EXERCISE TASK: Set the data down again, exactly as it reads, but without the pictures.

DATA BLOCK:
--------

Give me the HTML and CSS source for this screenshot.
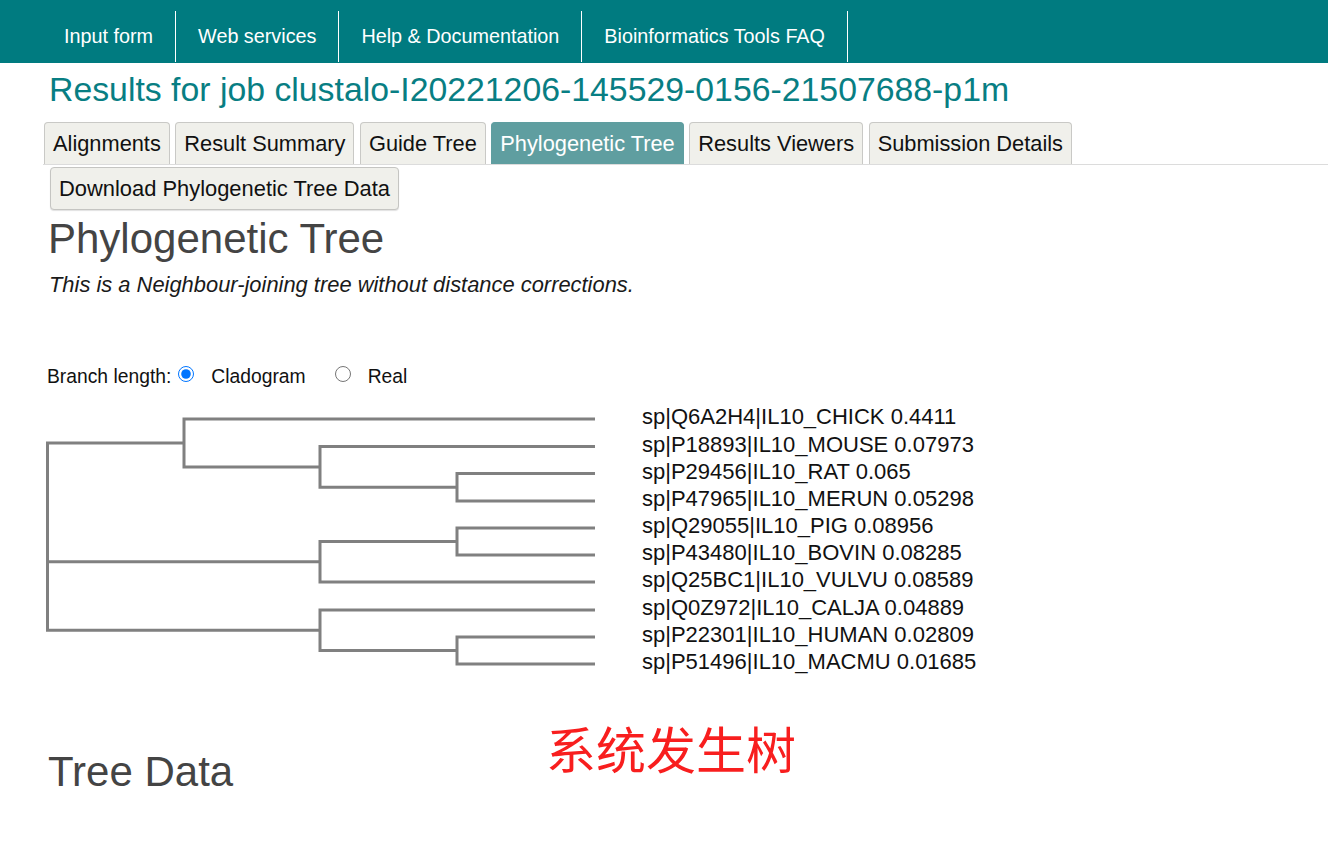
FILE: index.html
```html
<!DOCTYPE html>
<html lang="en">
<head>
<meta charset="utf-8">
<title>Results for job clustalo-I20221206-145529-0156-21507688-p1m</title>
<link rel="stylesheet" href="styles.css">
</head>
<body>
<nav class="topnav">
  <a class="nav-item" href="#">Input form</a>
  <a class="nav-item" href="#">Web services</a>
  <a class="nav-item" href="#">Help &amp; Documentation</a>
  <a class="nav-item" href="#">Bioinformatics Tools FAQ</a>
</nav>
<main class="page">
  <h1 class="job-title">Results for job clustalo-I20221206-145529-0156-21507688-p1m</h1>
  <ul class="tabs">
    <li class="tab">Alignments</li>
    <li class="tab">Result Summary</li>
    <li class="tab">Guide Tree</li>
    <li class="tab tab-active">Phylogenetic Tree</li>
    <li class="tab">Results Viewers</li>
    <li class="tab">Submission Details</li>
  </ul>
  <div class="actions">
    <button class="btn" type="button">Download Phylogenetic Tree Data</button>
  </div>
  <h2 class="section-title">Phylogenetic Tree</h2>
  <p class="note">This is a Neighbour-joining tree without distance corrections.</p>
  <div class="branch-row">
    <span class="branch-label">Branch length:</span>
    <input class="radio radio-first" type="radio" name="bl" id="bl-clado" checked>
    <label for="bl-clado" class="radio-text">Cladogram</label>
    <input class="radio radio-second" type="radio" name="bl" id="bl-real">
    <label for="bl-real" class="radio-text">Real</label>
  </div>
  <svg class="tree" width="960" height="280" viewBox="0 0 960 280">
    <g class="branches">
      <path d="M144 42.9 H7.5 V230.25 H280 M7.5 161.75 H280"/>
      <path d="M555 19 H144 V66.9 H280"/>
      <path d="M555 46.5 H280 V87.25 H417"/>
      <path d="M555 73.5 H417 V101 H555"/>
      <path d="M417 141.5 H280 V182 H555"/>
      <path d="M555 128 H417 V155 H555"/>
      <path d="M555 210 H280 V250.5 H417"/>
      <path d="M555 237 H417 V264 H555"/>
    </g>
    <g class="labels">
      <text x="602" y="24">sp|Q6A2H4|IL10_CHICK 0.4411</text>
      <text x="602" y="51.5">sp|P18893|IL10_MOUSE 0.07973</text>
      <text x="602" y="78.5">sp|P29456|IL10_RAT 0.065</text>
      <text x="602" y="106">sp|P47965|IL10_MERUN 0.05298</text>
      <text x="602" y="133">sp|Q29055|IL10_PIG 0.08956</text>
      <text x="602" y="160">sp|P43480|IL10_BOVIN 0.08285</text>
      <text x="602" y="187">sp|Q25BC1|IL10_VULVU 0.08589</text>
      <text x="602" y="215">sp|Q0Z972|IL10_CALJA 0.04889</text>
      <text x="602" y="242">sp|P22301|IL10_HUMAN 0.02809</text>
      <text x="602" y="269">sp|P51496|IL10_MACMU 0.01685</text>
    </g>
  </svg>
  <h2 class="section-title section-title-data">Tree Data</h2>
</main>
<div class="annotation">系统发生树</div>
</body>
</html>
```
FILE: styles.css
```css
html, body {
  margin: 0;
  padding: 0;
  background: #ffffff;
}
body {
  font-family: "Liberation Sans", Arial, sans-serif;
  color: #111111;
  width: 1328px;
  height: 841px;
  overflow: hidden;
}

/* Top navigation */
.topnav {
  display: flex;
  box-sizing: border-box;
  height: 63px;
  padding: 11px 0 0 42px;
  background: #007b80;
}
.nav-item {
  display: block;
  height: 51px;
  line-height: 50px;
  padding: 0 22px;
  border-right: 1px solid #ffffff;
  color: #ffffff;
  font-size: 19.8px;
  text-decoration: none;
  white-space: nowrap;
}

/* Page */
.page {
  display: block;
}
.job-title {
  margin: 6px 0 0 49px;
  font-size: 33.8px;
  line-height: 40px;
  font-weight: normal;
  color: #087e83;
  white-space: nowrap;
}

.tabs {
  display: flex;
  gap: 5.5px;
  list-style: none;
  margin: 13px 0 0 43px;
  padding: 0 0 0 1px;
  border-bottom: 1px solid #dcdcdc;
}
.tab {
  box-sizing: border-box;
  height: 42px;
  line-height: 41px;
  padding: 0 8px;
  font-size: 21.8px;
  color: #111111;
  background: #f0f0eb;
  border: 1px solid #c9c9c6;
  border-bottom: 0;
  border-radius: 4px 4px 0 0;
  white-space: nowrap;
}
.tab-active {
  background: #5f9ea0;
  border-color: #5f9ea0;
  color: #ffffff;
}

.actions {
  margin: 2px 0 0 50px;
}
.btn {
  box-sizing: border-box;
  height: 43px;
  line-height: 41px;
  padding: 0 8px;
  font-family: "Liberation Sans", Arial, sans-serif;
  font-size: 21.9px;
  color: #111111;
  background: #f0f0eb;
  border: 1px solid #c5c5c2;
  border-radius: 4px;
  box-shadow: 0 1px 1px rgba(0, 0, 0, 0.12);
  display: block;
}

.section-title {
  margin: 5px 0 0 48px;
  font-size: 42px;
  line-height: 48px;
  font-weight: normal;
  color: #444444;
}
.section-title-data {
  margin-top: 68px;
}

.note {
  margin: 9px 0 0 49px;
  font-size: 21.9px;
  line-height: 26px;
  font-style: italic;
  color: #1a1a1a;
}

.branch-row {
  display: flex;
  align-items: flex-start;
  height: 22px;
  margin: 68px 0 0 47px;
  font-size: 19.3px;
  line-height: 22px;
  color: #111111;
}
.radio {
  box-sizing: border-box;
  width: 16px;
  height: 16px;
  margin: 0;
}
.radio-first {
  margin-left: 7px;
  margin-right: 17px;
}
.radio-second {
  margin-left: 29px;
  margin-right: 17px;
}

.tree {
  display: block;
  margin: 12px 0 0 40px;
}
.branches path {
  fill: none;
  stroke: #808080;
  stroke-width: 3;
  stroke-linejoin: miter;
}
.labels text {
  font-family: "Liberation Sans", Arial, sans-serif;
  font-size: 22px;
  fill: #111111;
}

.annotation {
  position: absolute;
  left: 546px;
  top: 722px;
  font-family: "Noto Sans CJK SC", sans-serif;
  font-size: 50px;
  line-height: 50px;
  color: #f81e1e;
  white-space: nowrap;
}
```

--------

ANSWER TO THE TASK:
Give me the HTML and CSS source for this screenshot.
FILE: index.html
```html
<!DOCTYPE html>
<html lang="en">
<head>
<meta charset="utf-8">
<title>Results for job clustalo-I20221206-145529-0156-21507688-p1m</title>
<link rel="stylesheet" href="styles.css">
</head>
<body>
<nav class="topnav">
  <a class="nav-item" href="#">Input form</a>
  <a class="nav-item" href="#">Web services</a>
  <a class="nav-item" href="#">Help &amp; Documentation</a>
  <a class="nav-item" href="#">Bioinformatics Tools FAQ</a>
</nav>
<main class="page">
  <h1 class="job-title">Results for job clustalo-I20221206-145529-0156-21507688-p1m</h1>
  <ul class="tabs">
    <li class="tab">Alignments</li>
    <li class="tab">Result Summary</li>
    <li class="tab">Guide Tree</li>
    <li class="tab tab-active">Phylogenetic Tree</li>
    <li class="tab">Results Viewers</li>
    <li class="tab">Submission Details</li>
  </ul>
  <div class="actions">
    <button class="btn" type="button">Download Phylogenetic Tree Data</button>
  </div>
  <h2 class="section-title">Phylogenetic Tree</h2>
  <p class="note">This is a Neighbour-joining tree without distance corrections.</p>
  <div class="branch-row">
    <span class="branch-label">Branch length:</span>
    <input class="radio radio-first" type="radio" name="bl" id="bl-clado" checked>
    <label for="bl-clado" class="radio-text">Cladogram</label>
    <input class="radio radio-second" type="radio" name="bl" id="bl-real">
    <label for="bl-real" class="radio-text">Real</label>
  </div>
  <svg class="tree" width="960" height="280" viewBox="0 0 960 280">
    <g class="branches">
      <path d="M144 42.9 H7.5 V230.25 H280 M7.5 161.75 H280"/>
      <path d="M555 19 H144 V66.9 H280"/>
      <path d="M555 46.5 H280 V87.25 H417"/>
      <path d="M555 73.5 H417 V101 H555"/>
      <path d="M417 141.5 H280 V182 H555"/>
      <path d="M555 128 H417 V155 H555"/>
      <path d="M555 210 H280 V250.5 H417"/>
      <path d="M555 237 H417 V264 H555"/>
    </g>
    <g class="labels">
      <text x="602" y="24">sp|Q6A2H4|IL10_CHICK 0.4411</text>
      <text x="602" y="51.5">sp|P18893|IL10_MOUSE 0.07973</text>
      <text x="602" y="78.5">sp|P29456|IL10_RAT 0.065</text>
      <text x="602" y="106">sp|P47965|IL10_MERUN 0.05298</text>
      <text x="602" y="133">sp|Q29055|IL10_PIG 0.08956</text>
      <text x="602" y="160">sp|P43480|IL10_BOVIN 0.08285</text>
      <text x="602" y="187">sp|Q25BC1|IL10_VULVU 0.08589</text>
      <text x="602" y="215">sp|Q0Z972|IL10_CALJA 0.04889</text>
      <text x="602" y="242">sp|P22301|IL10_HUMAN 0.02809</text>
      <text x="602" y="269">sp|P51496|IL10_MACMU 0.01685</text>
    </g>
  </svg>
  <h2 class="section-title section-title-data">Tree Data</h2>
</main>
<div class="annotation">系统发生树</div>
</body>
</html>
```
FILE: styles.css
```css
html, body {
  margin: 0;
  padding: 0;
  background: #ffffff;
}
body {
  font-family: "Liberation Sans", Arial, sans-serif;
  color: #111111;
  width: 1328px;
  height: 841px;
  overflow: hidden;
}

/* Top navigation */
.topnav {
  display: flex;
  box-sizing: border-box;
  height: 63px;
  padding: 11px 0 0 42px;
  background: #007b80;
}
.nav-item {
  display: block;
  height: 51px;
  line-height: 50px;
  padding: 0 22px;
  border-right: 1px solid #ffffff;
  color: #ffffff;
  font-size: 19.8px;
  text-decoration: none;
  white-space: nowrap;
}

/* Page */
.page {
  display: block;
}
.job-title {
  margin: 6px 0 0 49px;
  font-size: 33.8px;
  line-height: 40px;
  font-weight: normal;
  color: #087e83;
  white-space: nowrap;
}

.tabs {
  display: flex;
  gap: 5.5px;
  list-style: none;
  margin: 13px 0 0 43px;
  padding: 0 0 0 1px;
  border-bottom: 1px solid #dcdcdc;
}
.tab {
  box-sizing: border-box;
  height: 42px;
  line-height: 41px;
  padding: 0 8px;
  font-size: 21.8px;
  color: #111111;
  background: #f0f0eb;
  border: 1px solid #c9c9c6;
  border-bottom: 0;
  border-radius: 4px 4px 0 0;
  white-space: nowrap;
}
.tab-active {
  background: #5f9ea0;
  border-color: #5f9ea0;
  color: #ffffff;
}

.actions {
  margin: 2px 0 0 50px;
}
.btn {
  box-sizing: border-box;
  height: 43px;
  line-height: 41px;
  padding: 0 8px;
  font-family: "Liberation Sans", Arial, sans-serif;
  font-size: 21.9px;
  color: #111111;
  background: #f0f0eb;
  border: 1px solid #c5c5c2;
  border-radius: 4px;
  box-shadow: 0 1px 1px rgba(0, 0, 0, 0.12);
  display: block;
}

.section-title {
  margin: 5px 0 0 48px;
  font-size: 42px;
  line-height: 48px;
  font-weight: normal;
  color: #444444;
}
.section-title-data {
  margin-top: 68px;
}

.note {
  margin: 9px 0 0 49px;
  font-size: 21.9px;
  line-height: 26px;
  font-style: italic;
  color: #1a1a1a;
}

.branch-row {
  display: flex;
  align-items: flex-start;
  height: 22px;
  margin: 68px 0 0 47px;
  font-size: 19.3px;
  line-height: 22px;
  color: #111111;
}
.radio {
  box-sizing: border-box;
  width: 16px;
  height: 16px;
  margin: 0;
}
.radio-first {
  margin-left: 7px;
  margin-right: 17px;
}
.radio-second {
  margin-left: 29px;
  margin-right: 17px;
}

.tree {
  display: block;
  margin: 12px 0 0 40px;
}
.branches path {
  fill: none;
  stroke: #808080;
  stroke-width: 3;
  stroke-linejoin: miter;
}
.labels text {
  font-family: "Liberation Sans", Arial, sans-serif;
  font-size: 22px;
  fill: #111111;
}

.annotation {
  position: absolute;
  left: 546px;
  top: 722px;
  font-family: "Noto Sans CJK SC", sans-serif;
  font-size: 50px;
  line-height: 50px;
  color: #f81e1e;
  white-space: nowrap;
}
```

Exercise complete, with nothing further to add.